PROVIDED DATA:
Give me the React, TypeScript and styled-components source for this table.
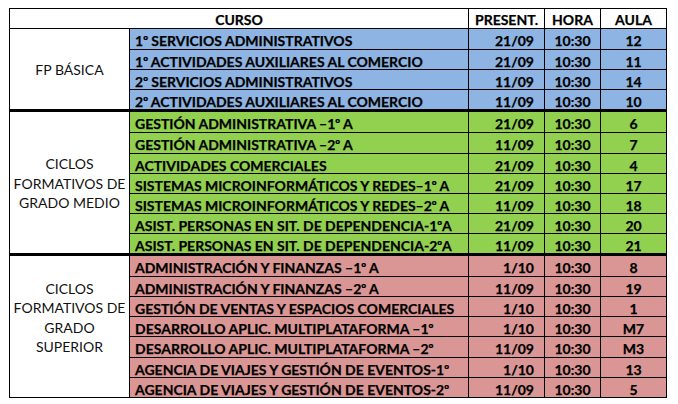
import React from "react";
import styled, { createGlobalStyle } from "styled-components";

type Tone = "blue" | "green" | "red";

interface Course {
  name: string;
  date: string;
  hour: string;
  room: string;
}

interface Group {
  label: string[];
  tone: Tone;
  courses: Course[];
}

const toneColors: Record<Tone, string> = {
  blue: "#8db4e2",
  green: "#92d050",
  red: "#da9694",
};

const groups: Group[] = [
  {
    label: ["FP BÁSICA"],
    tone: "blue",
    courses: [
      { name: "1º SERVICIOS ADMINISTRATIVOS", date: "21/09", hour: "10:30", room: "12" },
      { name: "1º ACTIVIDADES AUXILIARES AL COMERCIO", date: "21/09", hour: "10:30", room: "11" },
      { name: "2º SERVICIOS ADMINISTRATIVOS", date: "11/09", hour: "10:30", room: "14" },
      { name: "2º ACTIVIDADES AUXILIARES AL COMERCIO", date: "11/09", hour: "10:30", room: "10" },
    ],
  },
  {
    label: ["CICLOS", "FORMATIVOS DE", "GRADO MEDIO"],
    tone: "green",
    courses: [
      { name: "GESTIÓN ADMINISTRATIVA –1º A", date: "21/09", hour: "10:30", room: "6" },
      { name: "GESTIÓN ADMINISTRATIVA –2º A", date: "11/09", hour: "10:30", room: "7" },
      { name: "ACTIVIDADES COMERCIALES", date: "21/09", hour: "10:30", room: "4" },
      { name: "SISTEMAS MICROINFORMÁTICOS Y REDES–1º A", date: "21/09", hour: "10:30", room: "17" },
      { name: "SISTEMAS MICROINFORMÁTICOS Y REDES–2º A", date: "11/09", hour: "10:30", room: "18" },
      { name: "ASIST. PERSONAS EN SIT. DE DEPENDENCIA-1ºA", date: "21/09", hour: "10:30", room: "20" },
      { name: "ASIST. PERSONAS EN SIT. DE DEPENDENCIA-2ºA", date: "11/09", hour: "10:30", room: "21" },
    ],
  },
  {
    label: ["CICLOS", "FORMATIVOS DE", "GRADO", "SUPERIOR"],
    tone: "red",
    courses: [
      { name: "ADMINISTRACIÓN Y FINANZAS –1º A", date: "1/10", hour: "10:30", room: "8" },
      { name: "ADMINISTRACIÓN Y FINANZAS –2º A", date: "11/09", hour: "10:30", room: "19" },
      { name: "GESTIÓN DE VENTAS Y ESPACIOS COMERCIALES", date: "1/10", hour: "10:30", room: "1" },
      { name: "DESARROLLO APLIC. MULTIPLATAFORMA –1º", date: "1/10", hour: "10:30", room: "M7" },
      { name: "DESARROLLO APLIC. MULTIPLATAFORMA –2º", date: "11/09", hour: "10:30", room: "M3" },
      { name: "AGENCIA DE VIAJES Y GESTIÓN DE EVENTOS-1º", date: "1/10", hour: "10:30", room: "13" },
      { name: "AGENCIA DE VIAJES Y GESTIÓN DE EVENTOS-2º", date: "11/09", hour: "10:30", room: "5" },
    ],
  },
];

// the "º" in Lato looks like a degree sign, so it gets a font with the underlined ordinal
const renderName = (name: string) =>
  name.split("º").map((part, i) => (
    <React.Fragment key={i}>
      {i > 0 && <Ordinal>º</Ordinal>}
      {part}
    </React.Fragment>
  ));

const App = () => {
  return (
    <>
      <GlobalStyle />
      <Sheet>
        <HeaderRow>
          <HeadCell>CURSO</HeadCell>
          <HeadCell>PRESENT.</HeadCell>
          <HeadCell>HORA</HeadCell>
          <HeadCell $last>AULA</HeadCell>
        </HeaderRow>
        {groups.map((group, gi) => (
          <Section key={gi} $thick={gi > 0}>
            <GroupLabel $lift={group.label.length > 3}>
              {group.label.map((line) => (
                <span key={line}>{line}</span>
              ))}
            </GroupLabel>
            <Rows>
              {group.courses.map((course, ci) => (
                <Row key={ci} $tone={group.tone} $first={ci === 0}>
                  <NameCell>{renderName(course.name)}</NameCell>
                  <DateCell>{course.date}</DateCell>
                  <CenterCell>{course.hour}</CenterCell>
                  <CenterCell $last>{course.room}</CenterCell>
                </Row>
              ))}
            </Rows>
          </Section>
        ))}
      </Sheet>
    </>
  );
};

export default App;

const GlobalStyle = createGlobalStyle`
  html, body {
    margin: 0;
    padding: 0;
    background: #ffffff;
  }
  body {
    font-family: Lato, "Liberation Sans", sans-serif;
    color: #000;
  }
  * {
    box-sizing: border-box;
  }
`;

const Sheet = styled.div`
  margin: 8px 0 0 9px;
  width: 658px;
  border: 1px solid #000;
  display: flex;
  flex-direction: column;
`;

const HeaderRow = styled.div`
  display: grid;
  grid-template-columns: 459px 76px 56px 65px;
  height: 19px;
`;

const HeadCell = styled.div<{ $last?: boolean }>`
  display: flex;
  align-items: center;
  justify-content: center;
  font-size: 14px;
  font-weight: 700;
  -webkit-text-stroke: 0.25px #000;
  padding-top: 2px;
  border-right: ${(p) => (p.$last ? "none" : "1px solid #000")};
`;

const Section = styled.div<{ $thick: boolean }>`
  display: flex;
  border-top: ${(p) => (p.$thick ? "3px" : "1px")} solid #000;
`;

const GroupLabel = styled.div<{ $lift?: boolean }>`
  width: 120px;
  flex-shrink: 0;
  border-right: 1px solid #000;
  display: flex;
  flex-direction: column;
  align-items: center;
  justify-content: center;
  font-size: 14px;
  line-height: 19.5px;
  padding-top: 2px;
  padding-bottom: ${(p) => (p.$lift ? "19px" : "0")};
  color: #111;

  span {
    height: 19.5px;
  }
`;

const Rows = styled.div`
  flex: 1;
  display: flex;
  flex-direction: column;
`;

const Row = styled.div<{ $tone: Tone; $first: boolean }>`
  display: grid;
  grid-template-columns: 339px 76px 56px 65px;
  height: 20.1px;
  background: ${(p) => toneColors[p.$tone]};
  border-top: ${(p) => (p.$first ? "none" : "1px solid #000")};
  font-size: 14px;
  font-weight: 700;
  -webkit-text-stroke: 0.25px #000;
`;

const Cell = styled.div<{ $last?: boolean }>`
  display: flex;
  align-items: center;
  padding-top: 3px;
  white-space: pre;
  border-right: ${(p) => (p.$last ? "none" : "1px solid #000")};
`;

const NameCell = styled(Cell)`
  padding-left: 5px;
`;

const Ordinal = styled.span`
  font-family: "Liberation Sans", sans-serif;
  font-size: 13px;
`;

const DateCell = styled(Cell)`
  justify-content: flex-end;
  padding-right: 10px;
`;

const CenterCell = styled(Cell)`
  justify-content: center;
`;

...

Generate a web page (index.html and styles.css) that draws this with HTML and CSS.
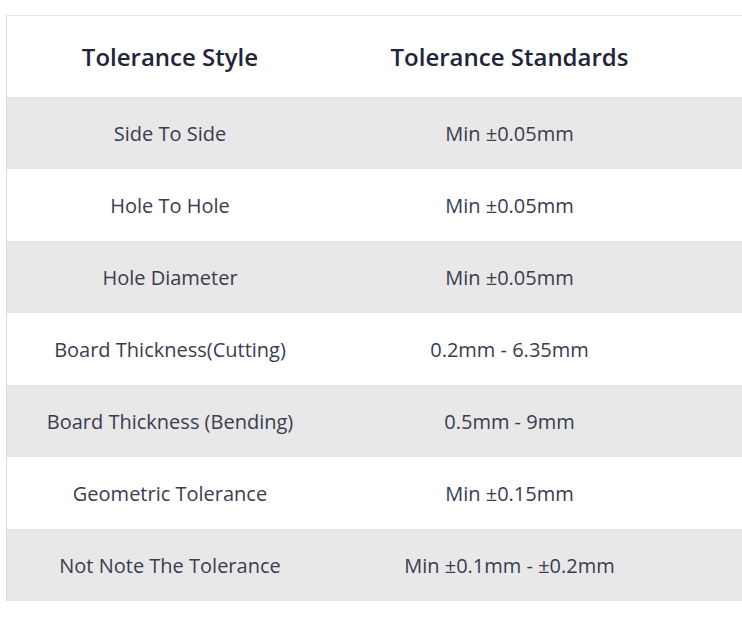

==

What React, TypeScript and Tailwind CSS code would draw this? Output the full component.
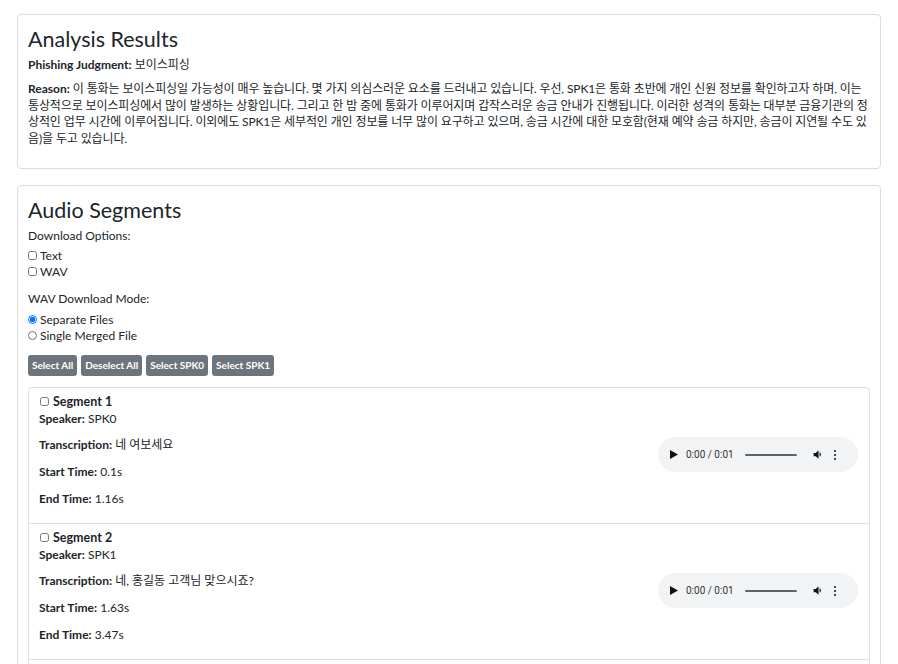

WRITTEN TASK:
Where a line of the entries contains the word "html", copy that line.

COMPLETED EXERCISE:
  html, body {
Generate a web page (index.html and styles.css) that draws this with HTML and CSS.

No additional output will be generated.